Selon moi, Lucius est l’unique héritier de cette aura de bizarrerie. Lucius est, de tout Néosalem, le personnage qui fait le mieux passer ce sentiment de malaise, d’avoir l’impression de ne pas avoir tout le tableau, que quelque chose pèse encore, qu’un mystère persiste. C’est surtout flagrant dans le tome 8 et 9.

Le reste de la série et de ses apparitions ne suivent pas cette ambiance, hélas.

 

Layer 5 : L’étiolement

 

Lucius est toujours un personnage que j’apprécie. Il n’a pas eu, comme certains personnages, un revirement brusque qui perce l’aura de mystère qui l’entoure, ni un changement brutal de caractérisation.

Cela dit, le personnage m’ennuie un peu plus, ces derniers tomes.

Difficile d’être très investie quand ce personnage, dont l’intérêt oscillait entre « être très présent » et « s’effacer au profit des autres personnages plus expressifs », prend le devant de certaines scènes. Sa position de mentor de Saul, tome 12, est intéressante ; mais j’ai un peu plus de mal à saisir pourquoi il prend le micro, tome 14, pour s’adresser à la foule.

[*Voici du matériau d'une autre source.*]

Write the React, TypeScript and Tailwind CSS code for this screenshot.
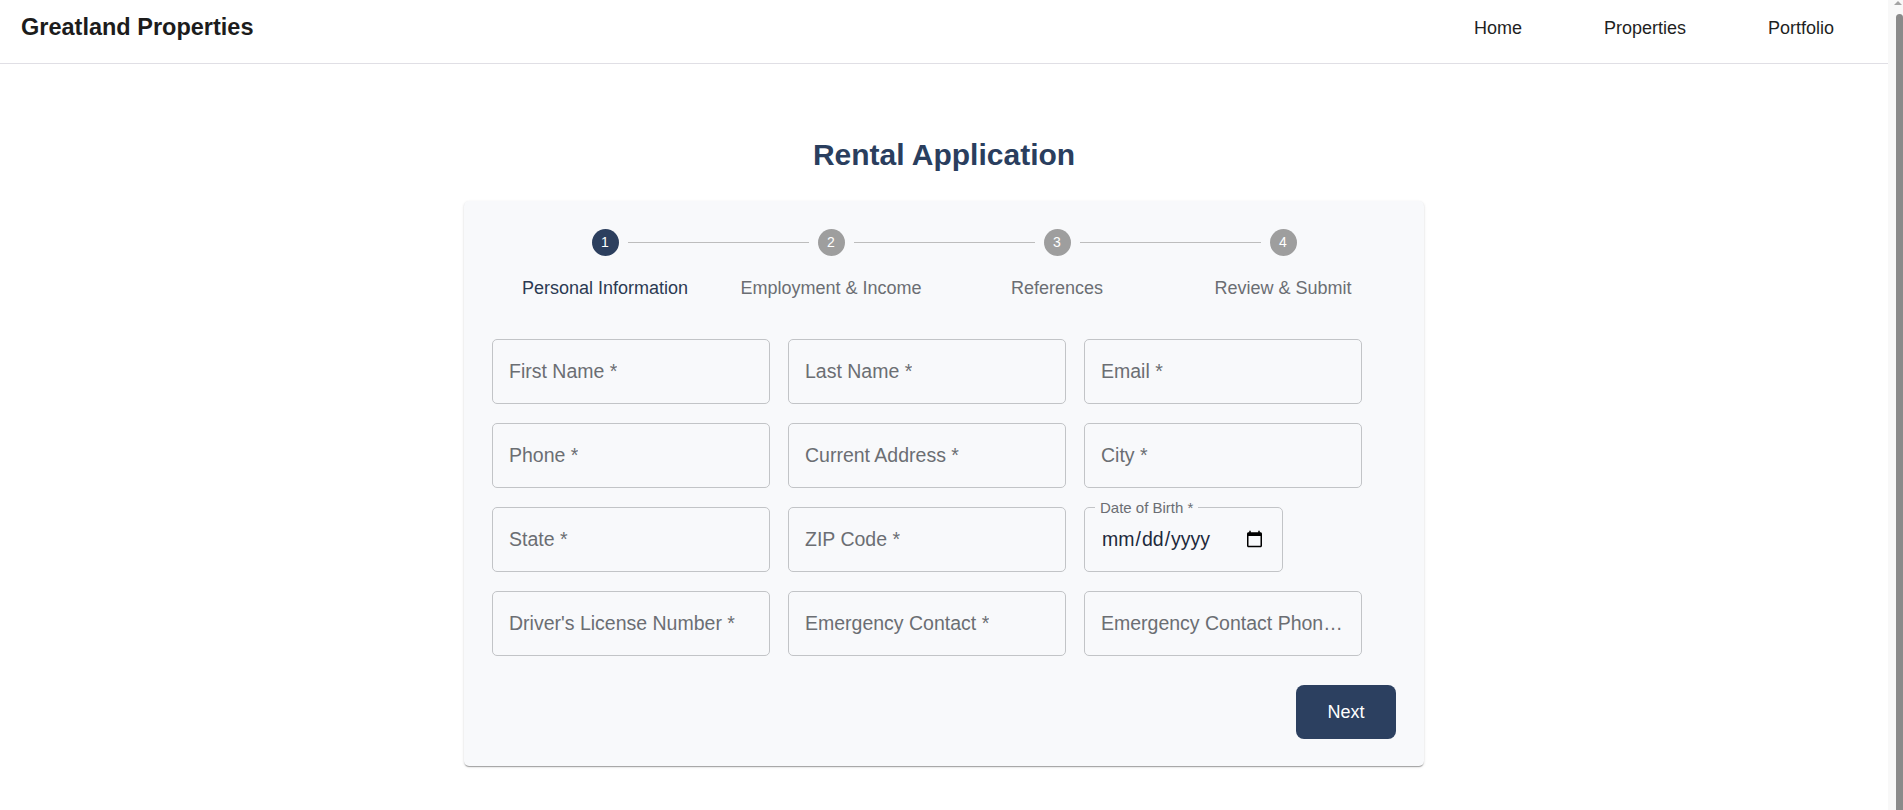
import { useState } from "react";

const STEPS = ["Personal Information", "Employment & Income", "References", "Review & Submit"];

const FIELDS = [
  "First Name *",
  "Last Name *",
  "Email *",
  "Phone *",
  "Current Address *",
  "City *",
  "State *",
  "ZIP Code *",
  null,
  "Driver's License Number *",
  "Emergency Contact *",
  "Emergency Contact Phone *",
];

function Header() {
  return (
    <header className="flex h-16 items-center justify-between border-b border-[#e0dfe5] bg-white pb-[7px] pl-[21px] pr-[54px]">
      <span className="text-[23.5px] font-bold text-[#1c1c1c]">Greatland Properties</span>
      <nav className="flex items-center gap-[82px] text-[18px] text-[#1f1f1f]">
        <a href="#">Home</a>
        <a href="#">Properties</a>
        <a href="#">Portfolio</a>
      </nav>
    </header>
  );
}

function Stepper({ active }: { active: number }) {
  return (
    <div className="flex">
      {STEPS.map((label, i) => (
        <div key={label} className="flex flex-1 flex-col items-center">
          <div className="flex h-[27px] w-full items-center">
            <div className={i === 0 ? "flex-1" : "h-px flex-1 bg-[#bdbdbd]"} />
            <div
              className={
                "mx-[9px] flex size-[27px] items-center justify-center rounded-full text-[14px] text-white " +
                (i === active ? "bg-[#2c3f5e]" : "bg-[#9e9e9e]")
              }
            >
              {i + 1}
            </div>
            <div className={i === STEPS.length - 1 ? "flex-1" : "h-px flex-1 bg-[#bdbdbd]"} />
          </div>
          <span
            className={
              "mt-[19px] text-[18px] leading-[27px] " + (i === active ? "text-[#2b3a52]" : "text-[#6b6e73]")
            }
          >
            {label}
          </span>
        </div>
      ))}
    </div>
  );
}

function TextField({ label }: { label: string }) {
  return (
    <label className="flex h-[65px] min-w-0 items-center rounded-[5px] border border-[#c2c4c7] pl-4 pr-[14px] text-[19.5px] text-[#6b6e73]">
      <span className="truncate">{label}</span>
    </label>
  );
}

function DateField() {
  return (
    <div className="relative flex h-[65px] w-[199px] items-center rounded-[5px] border border-[#c2c4c7]">
      <span className="absolute left-[10px] top-[-9px] bg-[#f8f9fb] px-[5px] text-[15px] leading-[18px] text-[#6b6e73]">
        Date of Birth *
      </span>
      <input
        type="date"
        className="h-full w-full bg-transparent pl-4 pr-[16px] text-[19.5px] text-[#1e2a3c] outline-none"
      />
    </div>
  );
}

// stand-in for the page scrollbar seen in the reference
function ScrollTrack() {
  return (
    <div className="flex h-[810px] w-[15px] shrink-0 flex-col items-end bg-[#f8f8f8]">
      <div className="mr-[1px] mt-[1px] h-0 w-0 border-x-[4px] border-b-[4px] border-x-transparent border-b-[#a3a3a3]" />
      <div className="mt-[9px] w-[7px] flex-1 rounded-t-[4px] bg-[#8a8a8a]" />
    </div>
  );
}

export default function App() {
  const [step] = useState(0);

  return (
    <div className="flex bg-white font-['Liberation_Sans',Arial,sans-serif]">
      <div className="w-[1888px] shrink-0">
        <Header />
        <main className="flex flex-col items-center pb-16 pt-[73px]">
          <h1 className="mb-7 text-[30px] font-bold leading-[36px] text-[#2a3e5e]">Rental Application</h1>
          <div className="w-[960px] rounded-[5px] bg-[#f8f9fb] px-7 pb-[27px] pt-7 shadow-[0_2px_1px_-1px_rgba(0,0,0,0.2),0_1px_1px_0_rgba(0,0,0,0.14),0_1px_3px_0_rgba(0,0,0,0.12)]">
            <Stepper active={step} />
            <div className="mt-[37px] grid grid-cols-[repeat(3,278px)] gap-x-[18px] gap-y-[19px]">
              {FIELDS.map((f, i) =>
                f ? <TextField key={i} label={f} /> : <DateField key={i} />,
              )}
            </div>
            <div className="mt-[29px] flex justify-end">
              <button
                type="button"
                className="h-[54px] w-[100px] rounded-lg bg-[#2c4060] text-[18px] font-medium text-white"
              >
                Next
              </button>
            </div>
          </div>
        </main>
      </div>
      <ScrollTrack />
    </div>
  );
}
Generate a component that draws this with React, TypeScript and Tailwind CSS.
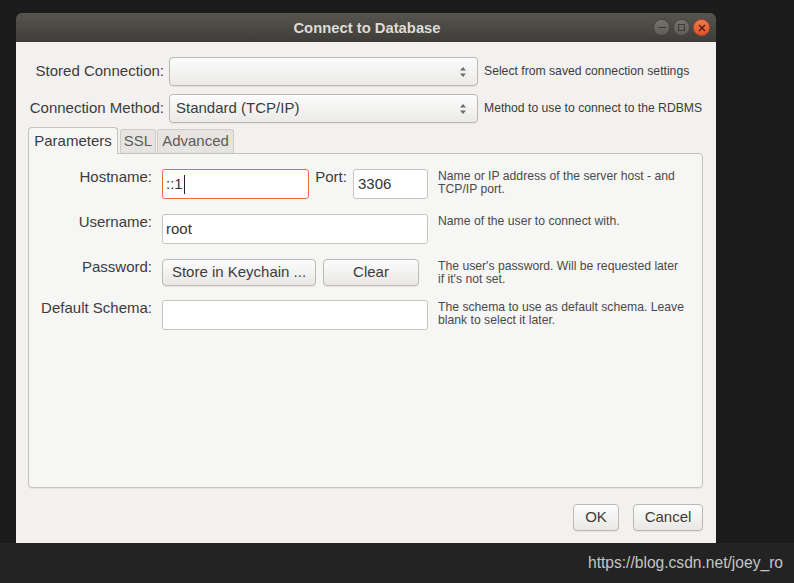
import React from "react";

const font = { fontFamily: '"Liberation Sans", Arial, sans-serif' };

function Spinner() {
  return (
    <svg width="8" height="14" viewBox="0 0 8 14" className="shrink-0">
      <path d="M4 2 L7 5.5 L1 5.5 Z" fill="#6b6b6b" />
      <path d="M4 12 L7 8.5 L1 8.5 Z" fill="#6b6b6b" />
    </svg>
  );
}

function Combo({ value }: { value?: string }) {
  return (
    <div className="w-[309px] h-[29px] rounded-[4px] border border-[#bdb8b3] bg-gradient-to-b from-[#fcfcfc] to-[#ebeae8] flex items-center justify-between pl-[6px] pr-[10px] text-[15px] text-[#3c3c3c] shadow-[0_1px_0_rgba(0,0,0,0.06)]">
      <span>{value}</span>
      <Spinner />
    </div>
  );
}

function Btn({ label, className }: { label: string; className: string }) {
  return (
    <div
      className={`h-[27px] rounded-[4px] border border-[#bdb8b3] bg-gradient-to-b from-[#fcfcfc] to-[#e9e8e6] flex items-center justify-center text-[15px] text-[#3c3c3c] shadow-[0_1px_0_rgba(0,0,0,0.06)] ${className}`}
    >
      {label}
    </div>
  );
}

function Hint({ children }: { children: React.ReactNode }) {
  return <div className="text-[12.2px] leading-[13px] text-[#4a4a4a] pt-[1px]">{children}</div>;
}

function Label({ children }: { children: React.ReactNode }) {
  return <div className="text-[15px] text-[#3c3c3c] text-right leading-[16px]">{children}</div>;
}

function WinButton({ close, children }: { close?: boolean; children: React.ReactNode }) {
  return (
    <div
      className={`w-[17px] h-[17px] rounded-full flex items-center justify-center ${
        close
          ? "bg-gradient-to-b from-[#f27a4e] to-[#e0522a] border border-[#b9472a]"
          : "bg-gradient-to-b from-[#76746f] to-[#5d5b56] border border-[#45443f]"
      }`}
    >
      {children}
    </div>
  );
}

export default function App() {
  return (
    <div className="w-[794px] h-[583px] flex flex-col bg-[#1c1c1c] overflow-hidden" style={font}>
      <div className="h-[543px] pt-[13px] pl-[16px] shrink-0">
        <div className="w-[700px] h-[530px] flex flex-col">
          {/* Title bar */}
          <div className="h-[29px] rounded-t-[6px] bg-gradient-to-b from-[#56554f] to-[#3e3d39] flex items-center relative">
            <div className="flex-1 text-center text-[14.8px] font-bold text-[#dfdbd2] pl-[2px] pt-[1px]">
              Connect to Database
            </div>
            <div className="absolute right-[6px] top-[6px] flex gap-[3px]">
              <WinButton>
                <div className="w-[8px] h-[1.5px] bg-[#3a3935]" />
              </WinButton>
              <WinButton>
                <div className="w-[7px] h-[7px] border border-[#3a3935]" />
              </WinButton>
              <WinButton close>
                <svg width="8" height="8" viewBox="0 0 8 8">
                  <path d="M1 1 L7 7 M7 1 L1 7" stroke="#4a1e10" strokeWidth="1.3" />
                </svg>
              </WinButton>
            </div>
          </div>

          {/* Body */}
          <div className="flex-1 bg-[#f2f1f0] flex flex-col pl-[12px] pr-[13px] pt-[15px]">
            <div className="flex items-center">
              <div className="w-[136px] text-right text-[15px] text-[#3c3c3c]">Stored Connection:</div>
              <div className="ml-[5px]">
                <Combo />
              </div>
              <div className="ml-[6px] text-[12.2px] text-[#3c3c3c]">Select from saved connection settings</div>
            </div>
            <div className="flex items-center mt-[8px]">
              <div className="w-[136px] text-right text-[15px] text-[#3c3c3c]">Connection Method:</div>
              <div className="ml-[5px]">
                <Combo value="Standard (TCP/IP)" />
              </div>
              <div className="ml-[6px] text-[12.2px] text-[#3c3c3c]">Method to use to connect to the RDBMS</div>
            </div>

            {/* Tabs */}
            <div className="flex items-end mt-[3px] h-[27px] relative z-10">
              <div className="w-[90px] h-[27px] border border-b-0 border-[#c6c2bd] rounded-t-[4px] bg-[#f6f6f5] flex items-center justify-center text-[15px] text-[#3c3c3c] translate-y-[1px]">
                Parameters
              </div>
              <div className="ml-[2px] w-[36px] h-[24px] border border-b-0 border-[#cfcbc6] rounded-t-[3px] bg-[#e6e4e1] flex items-center justify-center text-[15px] text-[#5c5c5c]">
                SSL
              </div>
              <div className="ml-[1px] w-[77px] h-[24px] border border-b-0 border-[#cfcbc6] rounded-t-[3px] bg-[#e6e4e1] flex items-center justify-center text-[15px] text-[#5c5c5c]">
                Advanced
              </div>
            </div>

            {/* Panel */}
            <div className="h-[335px] border border-[#c6c2bd] rounded-b-[4px] rounded-tr-[4px] bg-[#f6f6f5] pt-[15px] shadow-[0_1px_0_rgba(0,0,0,0.05)]">
              <div className="grid grid-cols-[123px_266px_1fr] gap-x-[10px] gap-y-[15px] items-start">
                <Label>Hostname:</Label>
                <div className="flex items-start">
                  <div className="w-[147px] h-[30px] rounded-[3px] border border-[#ec6c3d] bg-white flex items-center pl-[3px] text-[15px] text-[#333]">
                    ::1<span className="w-[1px] h-[19px] bg-[#222] ml-[1px]" />
                  </div>
                  <div className="flex-1 text-center text-[15px] leading-[16px] text-[#3c3c3c]">Port:</div>
                  <div className="w-[75px] h-[30px] rounded-[3px] border border-[#c9c4bf] bg-white flex items-center pl-[4px] text-[15px] text-[#333]">
                    3306
                  </div>
                </div>
                <Hint>
                  Name or IP address of the server host - and
                  <br />
                  TCP/IP port.
                </Hint>

                <Label>Username:</Label>
                <div className="h-[30px] rounded-[3px] border border-[#c9c4bf] bg-white flex items-center pl-[3px] text-[15px] text-[#333]">
                  root
                </div>
                <Hint>Name of the user to connect with.</Hint>

                <Label>Password:</Label>
                <div className="flex">
                  <Btn label="Store in Keychain ..." className="w-[154px]" />
                  <Btn label="Clear" className="w-[96px] ml-[7px]" />
                </div>
                <Hint>
                  The user's password. Will be requested later
                  <br />
                  if it's not set.
                </Hint>

                <div className="-mt-[1px]">
                  <Label>Default Schema:</Label>
                </div>
                <div className="h-[30px] -mt-[1px] rounded-[3px] border border-[#c9c4bf] bg-white" />
                <div className="-mt-[1px]">
                  <Hint>
                    The schema to use as default schema. Leave
                    <br />
                    blank to select it later.
                  </Hint>
                </div>
              </div>
            </div>

            {/* Footer buttons */}
            <div className="flex justify-end mt-[16px]">
              <Btn label="OK" className="w-[46px]" />
              <Btn label="Cancel" className="w-[70px] ml-[14px]" />
            </div>
          </div>
        </div>
      </div>
      <div className="flex-1 bg-[#232323] flex items-center justify-end pr-[11px]">
        <span className="text-[15.6px] text-[#c4c4c4]">https://blog.csdn.net/joey_ro</span>
      </div>
    </div>
  );
}
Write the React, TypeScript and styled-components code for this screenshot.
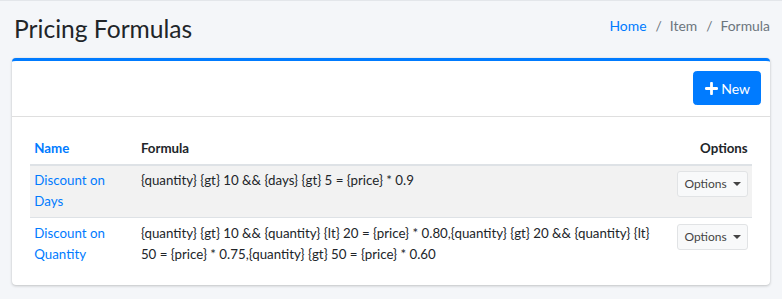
import React from "react";
import styled, { createGlobalStyle } from "styled-components";

const GlobalStyle = createGlobalStyle`
  html, body {
    margin: 0;
    padding: 0;
    background: #f4f6f9;
    font-family: Lato, "Noto Sans", "Liberation Sans", sans-serif;
    font-size: 13.3px;
    line-height: 1.5;
    color: #212529;
  }
`;

const Page = styled.div`
  border-top: 1px solid #e3e6ea;
  padding: 0 12px;
  min-height: 298px;
  box-sizing: border-box;
`;

const ContentHeader = styled.div`
  display: flex;
  justify-content: space-between;
  align-items: flex-start;
  padding: 12px 0 14px 2px;
`;

const Title = styled.h1`
  margin: 0;
  font-size: 24.6px;
  line-height: 31px;
  font-weight: 400;
  color: #212529;
`;

const Breadcrumb = styled.ol`
  display: flex;
  list-style: none;
  margin: 0;
  padding: 2px 0 0;
  font-size: 13.9px;
  line-height: 21.6px;
`;

const Crumb = styled.li<{ $active?: boolean; $first?: boolean }>`
  color: ${(p) => (p.$active ? "#6c757d" : "#007bff")};
  ${(p) =>
    !p.$first &&
    `
    padding-left: 9px;
    &::before {
      content: "/";
      color: #6c757d;
      padding-right: 8px;
    }
  `}
`;

const Card = styled.div`
  background: #fff;
  border-top: 3px solid #007bff;
  border-radius: 4px;
  box-shadow: 0 0 1px rgba(0, 0, 0, 0.125), 0 1px 3px rgba(0, 0, 0, 0.2);
`;

const CardHeader = styled.div`
  display: flex;
  justify-content: flex-end;
  padding: 10px 9px 11px 18px;
  border-bottom: 1px solid rgba(0, 0, 0, 0.125);
`;

const PrimaryButton = styled.button`
  display: inline-flex;
  align-items: center;
  gap: 3px;
  height: 34px;
  padding: 0 10px 0 11px;
  background: #007bff;
  border: 1px solid #007bff;
  border-radius: 3.6px;
  color: #fff;
  font-family: inherit;
  font-size: 14px;
  cursor: pointer;
`;

const CardBody = styled.div`
  padding: 17px 18px 15px;
`;

const Table = styled.table`
  width: 100%;
  border-collapse: collapse;
  table-layout: fixed;
`;

const HeadCell = styled.th<{ $align?: string; $width?: string }>`
  text-align: ${(p) => p.$align || "left"};
  width: ${(p) => p.$width || "auto"};
  padding: 4px 4.3px;
  font-weight: 700;
  line-height: 21.6px;
  border-bottom: 2px solid #dee2e6;
  vertical-align: bottom;
`;

const SortLink = styled.a`
  color: #007bff;
  text-decoration: none;
`;

const Row = styled.tr<{ $striped?: boolean }>`
  background: ${(p) => (p.$striped ? "rgba(0,0,0,0.05)" : "transparent")};
`;

const Cell = styled.td<{ $align?: string }>`
  text-align: ${(p) => p.$align || "left"};
  padding: 4.3px;
  border-top: 1px solid #dee2e6;
  vertical-align: top;
  line-height: 21.6px;
`;

const NameLink = styled.a`
  color: #007bff;
  text-decoration: none;
`;

const OptionsButton = styled.button`
  display: inline-flex;
  align-items: center;
  margin-top: 1px;
  height: 26px;
  padding: 0 6px;
  background: #f8f9fa;
  border: 1px solid #e1e3e5;
  border-radius: 3px;
  color: #444;
  font-family: inherit;
  font-size: 12px;
  cursor: pointer;
  &::after {
    content: "";
    margin-left: 6px;
    border-top: 4px solid #444;
    border-left: 4px solid transparent;
    border-right: 4px solid transparent;
  }
`;

const PlusIcon = () => (
  <svg width="13" height="13" viewBox="0 0 13 13">
    <path d="M6.5 1.2v10.6M1.2 6.5h10.6" stroke="#fff" strokeWidth="2.8" strokeLinecap="round" />
  </svg>
);

const rows = [
  {
    name: "Discount on Days",
    formula: "{quantity} {gt} 10 && {days} {gt} 5 = {price} * 0.9",
  },
  {
    name: "Discount on Quantity",
    formula:
      "{quantity} {gt} 10 && {quantity} {lt} 20 = {price} * 0.80,{quantity} {gt} 20 && {quantity} {lt} 50 = {price} * 0.75,{quantity} {gt} 50 = {price} * 0.60",
  },
];

export default function App() {
  return (
    <>
      <GlobalStyle />
      <Page>
        <ContentHeader>
          <Title>Pricing Formulas</Title>
          <Breadcrumb>
            <Crumb $first>Home</Crumb>
            <Crumb $active>Item</Crumb>
            <Crumb $active>Formula</Crumb>
          </Breadcrumb>
        </ContentHeader>
        <Card>
          <CardHeader>
            <PrimaryButton>
              <PlusIcon />
              New
            </PrimaryButton>
          </CardHeader>
          <CardBody>
            <Table>
              <thead>
                <tr>
                  <HeadCell $width="98px">
                    <SortLink href="#">Name</SortLink>
                  </HeadCell>
                  <HeadCell>Formula</HeadCell>
                  <HeadCell $align="right" $width="71px">
                    Options
                  </HeadCell>
                </tr>
              </thead>
              <tbody>
                {rows.map((r, i) => (
                  <Row key={r.name} $striped={i % 2 === 0}>
                    <Cell>
                      <NameLink href="#">{r.name}</NameLink>
                    </Cell>
                    <Cell>{r.formula}</Cell>
                    <Cell $align="right">
                      <OptionsButton>Options</OptionsButton>
                    </Cell>
                  </Row>
                ))}
              </tbody>
            </Table>
          </CardBody>
        </Card>
      </Page>
    </>
  );
}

Ce n’est rien qui gâte le personnage, soyons d’accord. Mais ça fait désormais 8 tomes qu’il est apparu, et faute d’écho à tout le potentiel qui a lancé mon obsession à son sujet, personnellement, je suis très tentée de le laisser à sa place, et continuer d’explorer le lore sur lequel il m’a lancée… mais sans lui.

 

La conclusion est peut-être décevante ? Je planche sur cette analyse depuis quelques heures, et j’ai une tendance à écrire au fil de la plume plutôt que de fabriquer mes posts sur le long cours, donc il faudra s’en contenter ~

J’espère que ce post n’était pas trop indigeste. N’hésitez pas à me dire ce que vous en avez pensé !!